Further, an entire AAL system with different functions and technologies was evaluated. In future studies it could be interesting to investigate if slightly different systems (e.g., adding or changing functions) will be assessed similarly.

In addition, a more detailed investigation of trade-offs (e.g., safety vs. privacy, increased independency/autonomy vs. invasion of privacy and data security) using other methodological approaches (e.g., conjoint analyses) would provide more information about concrete decisions between different motives that are relevant for AAL acceptance.

Also some aspects concerning the sample could be improved and continued in future research: first, this study’s sample size was adequate, but the study should be replicated in even larger and especially more balanced samples. As this study contained a higher proportion of women than men, future studies should focus on a more gender-balanced sample. Further, age was not related to disabilities or current care needs within our study and thud, we reached similarly younger as well as older people with disabilities.
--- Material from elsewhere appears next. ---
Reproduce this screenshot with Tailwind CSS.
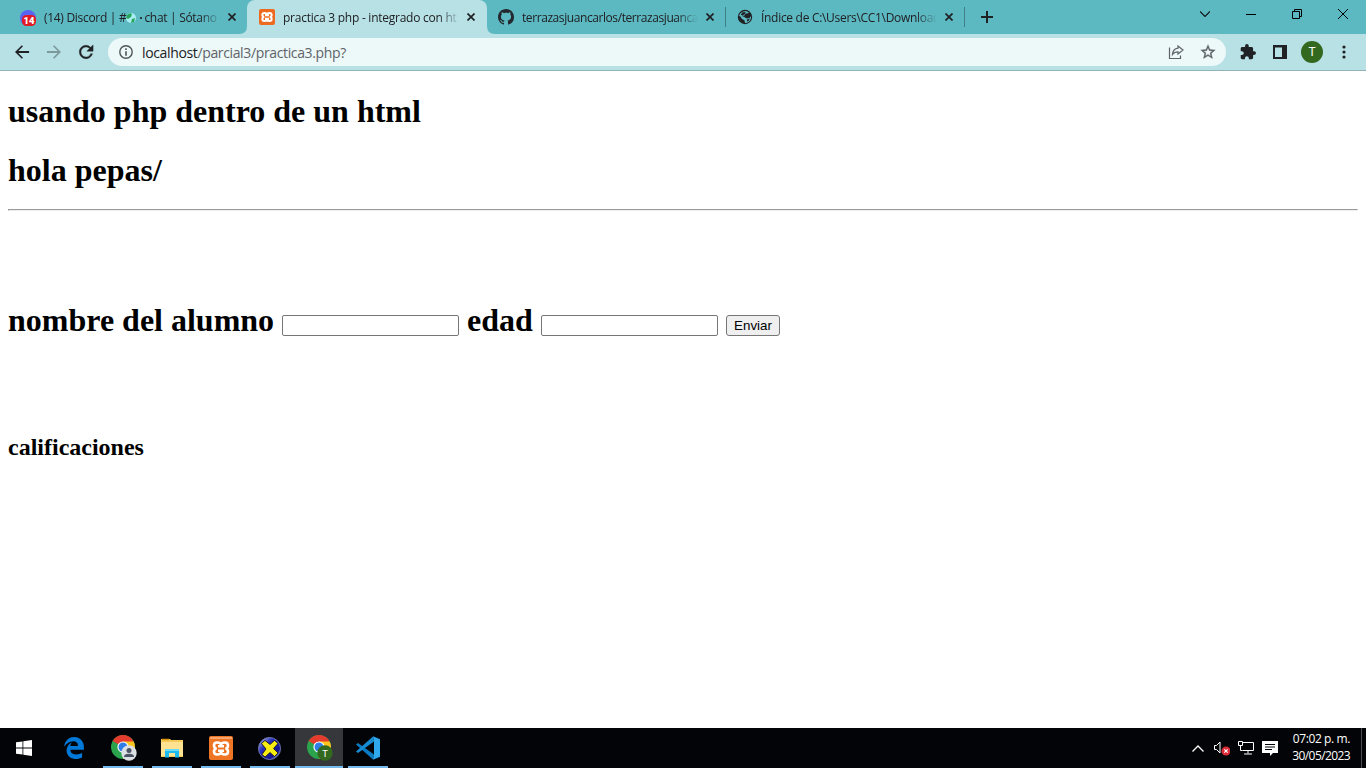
<!DOCTYPE html>
<html lang="es">
<head>
<meta charset="utf-8">
<title>practica 3 php - integrado con html</title>
<script src="https://cdn.jsdelivr.net/npm/@tailwindcss/browser@4"></script>
</head>
<body class="w-[1366px] h-[768px] overflow-hidden flex flex-col bg-white font-['Open_Sans',sans-serif] text-[#202124]">
<!-- tab strip -->
<header class="h-[34px] shrink-0 bg-[#5cb8c1] flex items-start text-[12px]">
  <div class="w-[247px] h-[34px] pl-5 flex items-center relative">
    <svg class="size-4 shrink-0 mt-px" viewBox="0 0 16 16"><circle cx="8" cy="8" r="8" fill="#5865f2"/><rect x="2" y="5" width="14" height="11" rx="4.500" fill="#e01b24"/><text x="9" y="14" font-family="Roboto" font-weight="900" font-size="9.500" text-anchor="middle" fill="#fff">14</text></svg>
    <div class="ml-2 pt-px w-[177px] overflow-hidden whitespace-nowrap tracking-[-0.3px] [mask-image:linear-gradient(to_right,#000_88%,transparent)]">(14) Discord | #<svg class="inline size-[10px] mr-px align-[-1px]" viewBox="0 0 10 10"><circle cx="5" cy="5" r="5" fill="#a9eef2"/><path d="M1 2Q4-1 6 1L5 4 2 6 0 5ZM6 6l3-1-1 4-3 1Z" fill="#26a65b"/></svg><span class="inline-block w-[7px] text-center font-bold">·</span>chat | Sótano d</div>
    <svg class="size-2 ml-[7px] shrink-0" viewBox="0 0 8 8"><path d="M.5.5l7 7M7.500.5l-7 7" stroke="#202124" stroke-width="1.7"/></svg>
  </div>
  <div class="w-[240px] h-[34px] pl-3 flex items-center bg-[#b7e1e5] rounded-t-[8px] relative">
    <svg class="absolute -left-2 bottom-0 size-2" viewBox="0 0 8 8"><path d="M8 0v8H0Q8 8 8 0" fill="#b7e1e5"/></svg>
    <svg class="absolute -right-2 bottom-0 size-2" viewBox="0 0 8 8"><path d="M0 0v8h8Q0 8 0 0" fill="#b7e1e5"/></svg>
    <svg class="size-4 shrink-0" viewBox="0 0 24 24"><rect width="24" height="24" rx="3" fill="#ec6b20"/><path d="M8 6Q12 6 12 9 12 6 16 6 19 6 19 9 19 12 16 12 19 12 19 15 19 18 16 18 12 18 12 15 12 18 8 18 5 18 5 15 5 12 8 12 5 12 5 9 5 6 8 6ZM9 9.500H15M9 14.500H15" fill="none" stroke="#fff" stroke-width="2.900"/></svg>
    <div class="ml-2 pt-px w-[177px] overflow-hidden whitespace-nowrap tracking-[-0.25px] [mask-image:linear-gradient(to_right,#000_88%,transparent)]">practica 3 php - integrado con ht</div>
    <svg class="size-2 ml-[7px] shrink-0" viewBox="0 0 8 8"><path d="M.5.5l7 7M7.500.5l-7 7" stroke="#202124" stroke-width="1.700"/></svg>
  </div>
  <div class="w-[239px] h-[34px] pl-[11px] flex items-center">
    <svg class="size-4 shrink-0" viewBox="0 0 16 16" fill="#24292f"><path d="M8 0C3.580 0 0 3.580 0 8c0 3.540 2.290 6.530 5.470 7.590.4.070.55-.17.55-.38 0-.19-.01-.82-.01-1.490-2.010.37-2.530-.49-2.690-.94-.09-.23-.48-.94-.82-1.130-.28-.15-.68-.52-.01-.53.63-.01 1.080.58 1.230.82.72 1.210 1.870.87 2.330.66.070-.52.28-.87.51-1.070-1.780-.2-3.640-.89-3.640-3.950 0-.87.31-1.590.82-2.150-.08-.2-.36-1.020.08-2.120 0 0 .67-.21 2.200.82.64-.18 1.320-.27 2-.27s1.360.09 2 .27c1.530-1.040 2.200-.82 2.200-.82.44 1.100.16 1.920.08 2.120.51.56.82 1.270.82 2.150 0 3.070-1.870 3.750-3.650 3.950.29.25.54.73.54 1.480 0 1.070-.01 1.930-.01 2.200 0 .21.15.46.55.38A8.010 8.010 0 0 0 16 8c0-4.420-3.580-8-8-8"/></svg>
    <div class="ml-2 pt-px w-[176px] overflow-hidden whitespace-nowrap tracking-[-0.42px] [mask-image:linear-gradient(to_right,#000_88%,transparent)]">terrazasjuancarlos/terrazasjuanca</div>
    <svg class="size-2 ml-[8px] shrink-0" viewBox="0 0 8 8"><path d="M.5.5l7 7M7.500.5l-7 7" stroke="#202124" stroke-width="1.700"/></svg>
    <i class="ml-auto w-px h-5 bg-[#3f7f86]"></i>
  </div>
  <div class="w-[239px] h-[34px] pl-[11px] flex items-center">
    <svg class="size-4 shrink-0" viewBox="0 0 16 16"><circle cx="8" cy="8" r="7.200" fill="#202124"/><path d="M5.500 2.800L9 1.900 12 3.500 10.500 4.500 8.500 4.500 7.500 6.500 5 7 7.500 8 9.500 9.500 12.500 9 14 7Q14.500 12 10 13.800L8 14 7.500 11.500 4.500 9.500 3.500 7.500 2 7Q2.500 4.200 5.500 2.800Z" fill="#5cb8c1"/><path d="M5 3.500L8.500 3 8 5 5.500 6.500 4 6ZM10 10.500L13 9.500 11.500 12 10 12.500Z" fill="#202124"/></svg>
    <div class="ml-[8px] pt-px w-[176px] overflow-hidden whitespace-nowrap tracking-[-0.3px] [mask-image:linear-gradient(to_right,#000_88%,transparent)]">Índice de C:\Users\CC1\Downloads</div>
    <svg class="size-2 ml-[8px] shrink-0" viewBox="0 0 8 8"><path d="M.5.5l7 7M7.500.5l-7 7" stroke="#202124" stroke-width="1.700"/></svg>
    <i class="ml-auto w-px h-5 bg-[#3f7f86]"></i>
  </div>
  <svg class="size-3 ml-4 mt-[11px]" viewBox="0 0 12 12"><path d="M6 0v12M0 6h12" stroke="#202124" stroke-width="2"/></svg>
  <div class="ml-auto flex h-7 items-center pr-[18px] gap-9">
    <svg class="w-[10px] h-[6px]" viewBox="0 0 10 6"><path d="M0 .5l5 5 5-5" fill="none" stroke="#111" stroke-width="1.100"/></svg>
    <svg class="w-[10px] h-px" viewBox="0 0 10 1"><path d="M0 0h10v1H0z"/></svg>
    <svg class="size-[10px]" viewBox="0 0 10 10"><path d="M.5 2.500h7v7h-7zM2.500 2.500v-2h7v7h-2" fill="none" stroke="#000"/></svg>
    <svg class="size-[10px]" viewBox="0 0 10 10"><path d="M0 0l10 10M10 0L0 10" stroke="#000"/></svg>
  </div>
</header>
<!-- toolbar -->
<nav class="h-[37px] shrink-0 bg-[#b7e1e5] border-b border-[#92b4b7] flex items-center pl-[12px]">
  <svg class="size-5" viewBox="0 0 24 24" fill="#202124"><path d="M20.500 10.800H7.600l5.600-5.600L11.800 3.800 3.600 12l8.200 8.200 1.400-1.400-5.600-5.600h12.900z"/></svg>
  <svg class="size-5 ml-3" viewBox="0 0 24 24" fill="#7d999c"><path d="M3.500 10.800h12.900l-5.600-5.600 1.400-1.400 8.200 8.200-8.200 8.200-1.400-1.400 5.600-5.600H3.500z"/></svg>
  <svg class="size-5 ml-3" viewBox="0 0 24 24" fill="#202124"><path d="M17.650 6.350A7.960 7.960 0 0 0 12 4c-4.420 0-8 3.580-8 8s3.580 8 8 8c3.730 0 6.840-2.550 7.730-6h-2.080A5.990 5.990 0 0 1 12 18c-3.310 0-6-2.690-6-6s2.690-6 6-6c1.660 0 3.140.69 4.220 1.780L13 11h7.500V3.500z" stroke="#202124" stroke-width=".5"/></svg>
  <div class="ml-3 w-[1118px] h-7 rounded-full bg-[#edf8f8] flex items-center pl-[11px] pr-[10px]">
    <svg class="size-[14px]" viewBox="0 0 14 14"><circle cx="7" cy="7" r="6.200" fill="none" stroke="#4f5558" stroke-width="1.400"/><path d="M6.200 3.300h1.600v1.600H6.200zM6.200 6.200h1.600v4.500H6.200z" fill="#4f5558"/></svg>
    <div class="ml-[9px] text-[14px] tracking-[-0.36px] whitespace-nowrap text-[#5f6368]"><span class="text-[#202124]">localhost</span>/parcial3/practica3.php?</div>
    <svg class="ml-auto size-4" viewBox="0 0 16 16" fill="none" stroke="#5f6368" stroke-width="1.200"><path d="M1.500 3.500v11h11v-3M10 2l5 4-5 4V7.800Q6.500 7.800 4.500 10.500 5 4.800 10 4.200Z"/></svg>
    <svg class="ml-4 size-4" viewBox="1 1 22 22" fill="#5f6368" stroke="#5f6368" stroke-width=".5"><path d="M22 9.240l-7.190-.62L12 2 9.190 8.630 2 9.240l5.460 4.730L5.820 21 12 17.270 18.180 21l-1.630-7.030L22 9.240zM12 15.400l-3.760 2.270 1-4.280-3.320-2.880 4.380-.38L12 6.100l1.710 4.040 4.380.38-3.320 2.880 1 4.280L12 15.400z"/></svg>
  </div>
  <svg class="ml-[14px] size-4" viewBox="1 1 22 22" fill="#202124"><path d="M20.500 11H19V7c0-1.100-.9-2-2-2h-4V3.500a2.500 2.500 0 0 0-5 0V5H4c-1.100 0-1.990.9-1.990 2v3.800H3.500c1.490 0 2.700 1.210 2.700 2.700s-1.210 2.700-2.700 2.700H2V20c0 1.100.9 2 2 2h3.800v-1.500c0-1.490 1.210-2.700 2.700-2.700s2.700 1.210 2.700 2.700V22H17c1.100 0 2-.9 2-2v-4h1.500a2.500 2.500 0 0 0 0-5z"/></svg>
  <svg class="ml-[17px] size-[14px]" viewBox="0 0 14 14"><path d="M0 0h14v14H0zM2 2.500v9.500h7V2.500z" fill="#202124" fill-rule="evenodd"/></svg>
  <div class="ml-[14px] size-[22px] rounded-full bg-[#33691e] text-white text-[12px] font-[Roboto] flex items-center justify-center">T</div>
  <svg class="ml-[19px] w-[4px] h-[14px]" viewBox="0 0 4 14" fill="#202124"><circle cx="2" cy="2" r="1.600"/><circle cx="2" cy="7" r="1.600"/><circle cx="2" cy="12" r="1.600"/></svg>
</nav>
<!-- document -->
<main class="h-[657px] shrink-0 px-2 pt-[22px] font-['Liberation_Serif',serif] text-black">
  <h1 class="text-[32px] leading-[37px] font-bold">usando php dentro de un html</h1>
  <h1 class="mt-[22px] text-[32px] leading-[37px] font-bold">hola pepas/</h1>
  <hr class="mt-[20px] h-[2px] border border-t-[#9a9a9a] border-l-[#9a9a9a] border-b-[#eee] border-r-[#eee]">
  <form class="mt-[91px] h-[37px] flex items-start text-[32px] leading-[37px] font-bold whitespace-nowrap" onsubmit="return false">
    <label for="n" class="w-[274px]">nombre del alumno</label>
    <input id="n" class="w-[177px] h-[21px] mt-[13px] border border-[#767676] rounded-[2px] bg-white">
    <label for="e" class="ml-2 w-[74px]">edad</label>
    <input id="e" class="w-[177px] h-[21px] mt-[13px] border border-[#767676] rounded-[2px] bg-white">
    <button class="ml-2 mt-[13px] w-[54px] h-[21px] border border-[#767676] rounded-[3px] bg-[#efefef] font-['Liberation_Sans',sans-serif] font-normal text-[13.333px] leading-[19px]">Enviar</button>
  </form>
  <h2 class="mt-[95px] text-[24px] leading-[27px] font-bold">calificaciones</h2>
</main>
<!-- taskbar -->
<footer class="h-10 shrink-0 bg-[#020408] flex text-white">
  <div class="w-12 flex items-center justify-center"><svg class="size-4" viewBox="0 0 16 16" fill="#fff"><path d="M0 2.300L6.500 1.400V7.600H0zM7.300 1.300L16 0V7.600H7.300zM0 8.400H6.500V14.600L0 13.700zM7.300 8.400H16V16L7.300 14.700z"/></svg></div>
  <div class="w-[51px] flex items-center justify-center pr-px pl-px"><svg class="w-5 h-[22px]" viewBox="24 6 464 498" preserveAspectRatio="none" fill="#0078d7"><path d="M25.714 228.163c.111-.162.23-.323.342-.485-.021.162-.045.323-.065.485h-.277zm460.572 15.508c0-44.032-7.754-84.465-28.801-122.405C416.498 47.879 343.912 8.001 258.893 8.001 118.962 7.724 40.617 113.214 26.056 227.679c42.429-61.312 117.073-121.376 220.375-124.966 0 0 109.666 0 99.419 104.957H169.997c6.369-37.386 18.554-58.986 34.339-78.926-75.049 34.893-121.850 96.096-120.742 188.315.83 71.448 50.124 144.836 120.743 171.976 83.357 31.847 192.776 7.200 240.132-21.324V363.307c-80.864 56.494-270.871 60.925-272.255-67.572h314.073v-52.064z"/></svg></div>
  <div class="w-[50px] flex flex-col items-start pl-1">
    <div class="h-[38px] w-10 flex items-center pl-[7px]"><svg class="w-7 h-7 mt-1" viewBox="0 0 28 28"><circle cx="13" cy="12" r="12" fill="#2ba24c"/><path d="M13 12L2.600 6A12 12 0 0 1 23.400 6L18 12Z" fill="#e33b2e"/><path d="M13 6.500H23.700A12 12 0 0 1 13 24L18 14.500Z" fill="#fcc31e"/><circle cx="13" cy="12" r="5.600" fill="#fff"/><circle cx="13" cy="12" r="4.500" fill="#2f7de9"/><circle cx="19" cy="18" r="7.700" fill="#dcdfe4"/><circle cx="19" cy="15.500" r="2.500" fill="#4a5363"/><path d="M14 22Q14 18.800 19 18.800T24 22Z" fill="#4a5363"/></svg></div>
    <i class="w-10 h-[2px] bg-[#76b9ed]"></i>
  </div>
  <div class="w-[46px] flex flex-col items-center">
    <div class="h-[38px] flex items-center"><svg class="w-[22px] h-5 mt-0.5" viewBox="0 0 22 20"><path d="M0 1h9l1 1h12v17H0z" fill="#f5cc5b"/><path d="M1 1.500h7" stroke="#d9940c" stroke-width="1.500"/><path d="M0 4h22v14H0z" fill="#fde391"/><path d="M4 11h14v8.500h-4V15H8v4.500H4z" fill="#1fbbee"/><path d="M4 11h14v2H4z" fill="#6edbf5"/></svg></div>
    <i class="w-10 h-[2px] bg-[#76b9ed]"></i>
  </div>
  <div class="w-[52px] flex flex-col items-center">
    <div class="h-[38px] flex items-center"><svg class="size-6 mt-0.5" viewBox="0 0 24 24"><rect width="24" height="24" rx="2" fill="#ee7524"/><path d="M1 1h22v2H1z" fill="#f5a56d"/><path d="M8 6.500Q12 6.500 12 9 12 6.500 16 6.500 19 6.500 19 9.500 19 12 16.500 12.500 19 13 19 15.500 19 18.500 16 18.500 12 18.500 12 16 12 18.500 8 18.500 5 18.500 5 15.500 5 13 7.500 12.500 5 12 5 9.500 5 6.500 8 6.500ZM9 10.200H15M9 14.800H15" fill="none" stroke="#fff" stroke-width="2.600"/></svg></div>
    <i class="w-10 h-[2px] bg-[#76b9ed]"></i>
  </div>
  <div class="w-[48px] flex flex-col items-start pl-[3px]">
    <div class="h-[38px] w-10 flex items-center justify-center pr-[2px]"><svg class="w-[23px] h-[23px] mt-0.5" viewBox="0 0 23 23"><defs><linearGradient id="g" x1="0" y1="0" x2="1" y2="1"><stop offset="0" stop-color="#ccd0ee"/><stop offset=".35" stop-color="#2730bb"/><stop offset=".75" stop-color="#141494"/><stop offset="1" stop-color="#d9dcf2"/></linearGradient></defs><circle cx="11.500" cy="11.500" r="11" fill="url(#g)" stroke="#6f78ae"/><path d="M3.500 6.500l3.500-3 5 4 4.500-4 3.500 3-4.500 5 4.500 4.500-3.500 3.500-4.500-4-5 4.500-3-2.500 4-5.500z" fill="#f7ed12" stroke="#111" stroke-width=".8"/></svg></div>
    <i class="w-10 h-[2px] bg-[#76b9ed]"></i>
  </div>
  <div class="w-[48px] flex flex-col bg-[#35373b]">
    <div class="h-[38px] w-full flex items-center pl-[11px]"><svg class="w-7 h-7 mt-1" viewBox="0 0 28 28"><circle cx="13" cy="12" r="12" fill="#2ba24c"/><path d="M13 12L2.600 6A12 12 0 0 1 23.400 6L18 12Z" fill="#e33b2e"/><path d="M13 6.500H23.700A12 12 0 0 1 13 24L18 14.500Z" fill="#fcc31e"/><circle cx="13" cy="12" r="5.600" fill="#fff"/><circle cx="13" cy="12" r="4.500" fill="#2f7de9"/><circle cx="19" cy="18" r="7.700" fill="#33691e"/><text x="19" y="21.500" text-anchor="middle" font-family="Roboto" font-size="9.500" fill="#fff">T</text></svg></div>
    <i class="w-full h-[2px] bg-[#76b9ed]"></i>
  </div>
  <div class="w-[50px] flex flex-col items-center">
    <div class="h-[38px] flex items-center"><svg class="size-6 mt-0.5" viewBox="0 0 24 24"><path d="M0 8.500L2 7l16 11.500-1 5z" fill="#0a7ac2"/><path d="M0 15.500L2 17 18 5.500 17 .5z" fill="#168bd2"/><path d="M17 .3L24 3.200V20.800L17 23.700 18 18V6z" fill="#2fa8ee"/></svg></div>
    <i class="w-10 h-[2px] bg-[#76b9ed]"></i>
  </div>
  <div class="ml-auto flex items-center">
    <svg class="w-3 h-[7px]" viewBox="0 0 12 7"><path d="M.5 6.500L6 1l5.500 5.500" fill="none" stroke="#fff" stroke-width="1.300"/></svg>
    <svg class="ml-[10px] w-4 h-4" viewBox="0 0 16 16"><path d="M.5 5.500h2l3.500-3.500v11l-3.500-3.500H.5z" fill="none" stroke="#fff"/><circle cx="12" cy="11" r="4.500" fill="#dd2c38"/><path d="M10.300 9.300l3.400 3.400M13.700 9.300l-3.400 3.400" stroke="#fff" stroke-width="1.200"/></svg>
    <svg class="ml-[8px] w-4 h-[14px]" viewBox="0 0 16 14" fill="none" stroke="#fff"><path d="M4.500 1.500h11v8h-11M.5.500h4v4h-4zM2.500 4.500v5h2M10 9.500v3M6 13h8"/></svg>
    <svg class="ml-2 w-4 h-[17px]" viewBox="0 0 16 17"><path d="M0 1h16v12h-5l-3 3v-3H0z" fill="#fff"/><path d="M3 4.500h10M3 7h10M3 9.500h7" stroke="#020408"/></svg>
    <div class="ml-[14px] w-[58px] -mt-0.5 text-[12px] leading-[17px] whitespace-nowrap flex flex-col items-end"><span class="tracking-[-0.4px]">07:02 p. m.</span><span class="tracking-[-0.6px]">30/05/2023</span></div>
    <i class="ml-[11px] mr-1 w-px h-10 bg-[#4b4d51]"></i>
  </div>
</footer>
</body>
</html>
To be able to focus also adequately on older disabled people [7], future studies should try to reach higher proportions of older and disabled people. Another important aspect is that our study focused on physically incapacitated people. However, the care needs of mentally disabled people pose a major challenge for the care sector and especially the care staff as well. Hence, it is very important to develop ideas and strategies how mentally disabled people could be integrated into future technology acceptance research.

A final remark refers to the fact that the present study focused on German partici- pants and hence, it represented a perspective of a single country with a specific health care system. It would be very interesting to conduct this study in other countries in order to compare AAL acceptance as well as (disabled) users wishes, needs, and requirements depending on different cultures, countries, and backgrounds.